Q5S/ Has comedy writing changed over the years and If so, how is it different now?
A5K/ I’m pretty sure you knew I would answer yes when you wrote this question – so yes! Comedy has changed because the world has changed – we have access to all human knowledge now, and to much disinformation too, a pity since in less informed times writers would be able to offer us a window on a world we didn’t know, Porridge for example – in 1973 we were totally unfamiliar with the inner workings of prisons, the fly on the wall documentary had not shown us the reality yet. These days it’s pretty hard to show us something new, so that instead of a window writers seem to be expected to hold up a mirror to reflect the audience back at themselves.
And yes I know writers have always done that but there was a time where there was an art to it, as Alexander Pope put it ‘true wit is nature to advantage dressed, what oft was thought but ne’er so well expressed’. It just seems that much of what is considered comedy now is merely framed by the lowest common denominator in terms of characters and lines fed back to the audience. Ok rant over.

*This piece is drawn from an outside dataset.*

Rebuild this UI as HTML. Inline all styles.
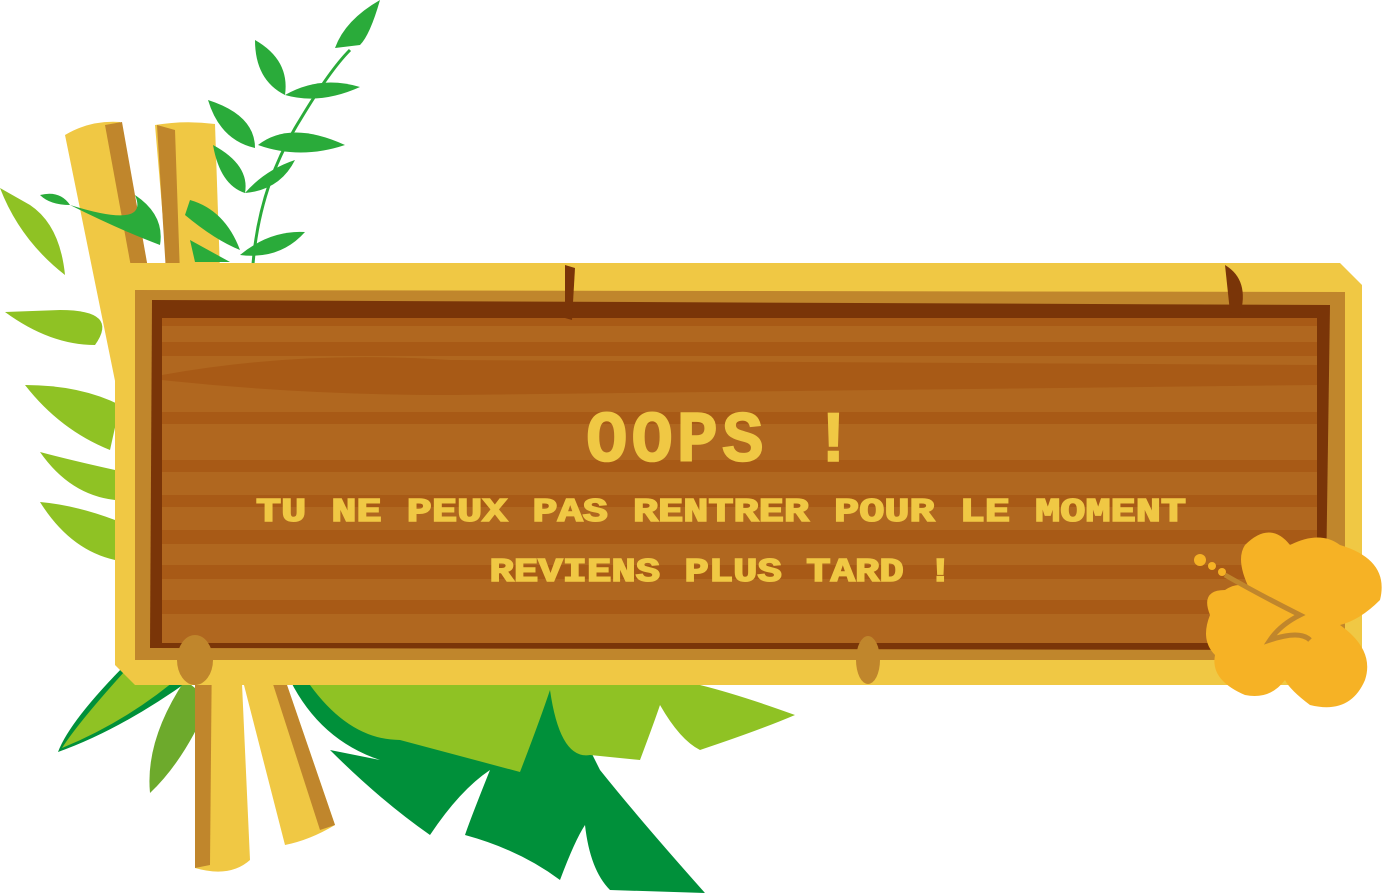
<!DOCTYPE html>
<html><head><meta charset="utf-8"><style>
html,body{margin:0;padding:0;background:#fff;width:1386px;height:896px;overflow:hidden}
svg{display:block}
text{font-family:"Liberation Mono","DejaVu Sans Mono",monospace;font-weight:bold;fill:#f0c844;stroke:#f0c844;stroke-width:1.5;text-anchor:middle}
</style></head><body>
<svg width="1386" height="896" viewBox="0 0 1386 896">
<path d="M290 680 Q320 740 380 760 L330 750 Q380 800 430 835 Q460 790 490 770 Q470 820 465 835 Q520 850 560 880 Q575 840 585 825 Q590 870 610 890 L705 893 Q640 820 600 770 Q580 730 560 690 Z" fill="#00903a"/>
<path d="M310 685 Q350 740 400 740 L520 772 Q540 720 550 690 Q560 760 590 755 L640 760 Q655 720 660 705 Q680 740 700 750 Q760 730 795 715 Q740 695 700 685 Z" fill="#8fc224"/>
<path d="M130 660 Q70 720 58 752 Q120 730 190 680 Z" fill="#00903a"/>
<path d="M135 660 Q80 720 62 748 Q130 720 185 672 Z" fill="#8fc224"/>
<path d="M185 680 Q145 740 150 793 Q185 760 210 700 Z" fill="#6daa2c"/>
<path d="M0 188 Q20 240 65 275 Q60 225 30 205 Z" fill="#8fc224"/>
<path d="M5 312 Q50 345 95 345 Q120 310 60 310 Z" fill="#8fc224"/>
<path d="M25 385 Q60 430 110 450 L120 405 Q80 385 25 385 Z" fill="#8fc224"/>
<path d="M40 452 Q70 495 115 500 L115 470 Q70 460 40 452 Z" fill="#8fc224"/>
<path d="M40 502 Q70 550 115 560 L115 520 Q75 505 40 502 Z" fill="#8fc224"/>
<path d="M65 135 Q90 120 120 122 L175 420 L125 430 Z" fill="#f0c844"/>
<path d="M105 125 L122 122 L175 420 L160 425 Z" fill="#c0862c"/>
<path d="M155 125 Q185 120 215 124 L225 420 L180 420 Z" fill="#f0c844"/>
<path d="M157 125 L175 130 L185 420 L175 420 Z" fill="#c0862c"/>
<path d="M195 640 L240 640 L250 860 Q230 878 195 868 Z" fill="#f0c844"/>
<path d="M195 640 L212 640 L210 865 L195 868 Z" fill="#c0862c"/>
<path d="M235 650 L275 650 L335 825 Q310 840 285 845 Z" fill="#f0c844"/>
<path d="M262 650 L275 650 L335 825 L320 830 Z" fill="#c0862c"/>
<g fill="#2aab3a">
<path d="M252 300 Q250 200 300 120 Q330 70 350 50" stroke="#2aab3a" stroke-width="3" fill="none"/>
<path d="M335 48 Q345 20 380 0 Q370 35 360 45 Z"/>
<path d="M255 40 Q255 80 285 95 Q290 60 255 40 Z"/>
<path d="M285 95 Q320 75 360 87 Q320 105 285 95 Z"/>
<path d="M208 100 Q220 140 255 148 Q255 115 208 100 Z"/>
<path d="M258 145 Q290 120 345 145 Q300 160 258 145 Z"/>
<path d="M213 145 Q220 185 245 193 Q250 165 213 145 Z"/>
<path d="M245 193 Q265 170 295 160 Q280 190 245 193 Z"/>
<path d="M240 255 Q270 230 305 232 Q280 260 240 255 Z"/>
<path d="M40 195 Q60 190 70 205 Q50 205 40 195 Z"/>
<path d="M70 205 Q120 230 160 245 Q165 215 135 195 Q150 230 70 205 Z"/>
<path d="M185 215 Q215 240 240 250 Q225 210 190 200 Z"/>
<path d="M190 240 L230 262 L195 262 Z"/>
</g>
<path d="M130 263 L1340 263 L1362 285 L1362 662 L1340 685 L135 685 L115 665 L115 285 Z" fill="#f0c844"/>
<path d="M135 290 L1345 292 L1345 660 L135 660 Z" fill="#c0862c"/>
<path d="M152 300 L1330 305 L1325 650 L150 648 Z" fill="#7a3508"/>
<rect x="162" y="318" width="1155" height="325" fill="#b0671f"/>
<g fill="#a85a16">
<rect x="162" y="342" width="1155" height="14"/>
<path d="M162 375 Q300 350 450 360 L1317 365 L1317 385 L450 395 Q300 395 162 380 Z"/>
<rect x="162" y="412" width="1155" height="12"/>
<rect x="162" y="460" width="1155" height="12"/>
<rect x="162" y="495" width="1155" height="12"/>
<rect x="162" y="530" width="1155" height="14"/>
<rect x="162" y="565" width="1155" height="14"/>
<rect x="162" y="600" width="1155" height="14"/>
</g>
<rect x="162" y="318" width="1155" height="8" fill="#a85a16"/>
<path d="M565 265 L575 268 L572 320 L565 318 Z" fill="#7a3508"/>
<path d="M1225 265 Q1250 280 1240 315 L1230 312 Z" fill="#7a3508"/>
<ellipse cx="195" cy="660" rx="18" ry="25" fill="#c0862c"/>
<ellipse cx="868" cy="660" rx="12" ry="24" fill="#c0862c"/>
<g fill="#f6b225">
<path d="M1245 545 Q1270 520 1290 545 Q1320 530 1340 545 Q1390 560 1380 600 Q1360 620 1340 625 Q1375 650 1365 680 Q1350 715 1310 705 Q1290 690 1285 680 Q1270 700 1245 695 Q1210 680 1215 655 Q1200 640 1210 615 Q1200 590 1225 590 Q1240 580 1250 590 Q1235 560 1245 545 Z"/>
<circle cx="1200" cy="560" r="6"/><circle cx="1212" cy="566" r="4"/><circle cx="1222" cy="572" r="4"/>
</g>
<path d="M1225 575 Q1260 595 1300 615 Q1280 625 1270 640 Q1300 630 1310 640" stroke="#c0862c" stroke-width="5" fill="none"/>
<text x="722" y="461" font-size="72" letter-spacing="4" textLength="272" lengthAdjust="spacingAndGlyphs">OOPS !</text>
<text x="721" y="521" font-size="33" textLength="930" lengthAdjust="spacingAndGlyphs">TU NE PEUX PAS RENTRER POUR LE MOMENT</text>
<text x="721" y="581" font-size="33" textLength="463" lengthAdjust="spacingAndGlyphs">REVIENS PLUS TARD !</text>
</svg>
</body></html>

Q6S/ What would be your ideal script for the bbc? (That’s not including the ones you have written )
A6K/ Hhhhmmmm, I’m pretty sure they don’t really know themselves if you’re talking about something new and if I knew myself I’d be writing it not answering your questions.
What I do know is what it takes to give yourself the best chance to construct the ideal script and it’s something I try to impart when I run sit com writing workshops: character is everything and a well rounded but fatally flawed comic character is key for a start, then there are the supporting characters who should not be mere ciphers but equally rounded and exist not only in contrast with the main character but compliment him/her too. But I’m giving too much away for free, my agent will pitch a fit.
Let’s just say that I really enjoy running sit com workshops and seeing those wonderful light bulb moments when my guests see the simplicity of the structure from which many great shows have been made.
Is this enough now because my typing finger is getting tired?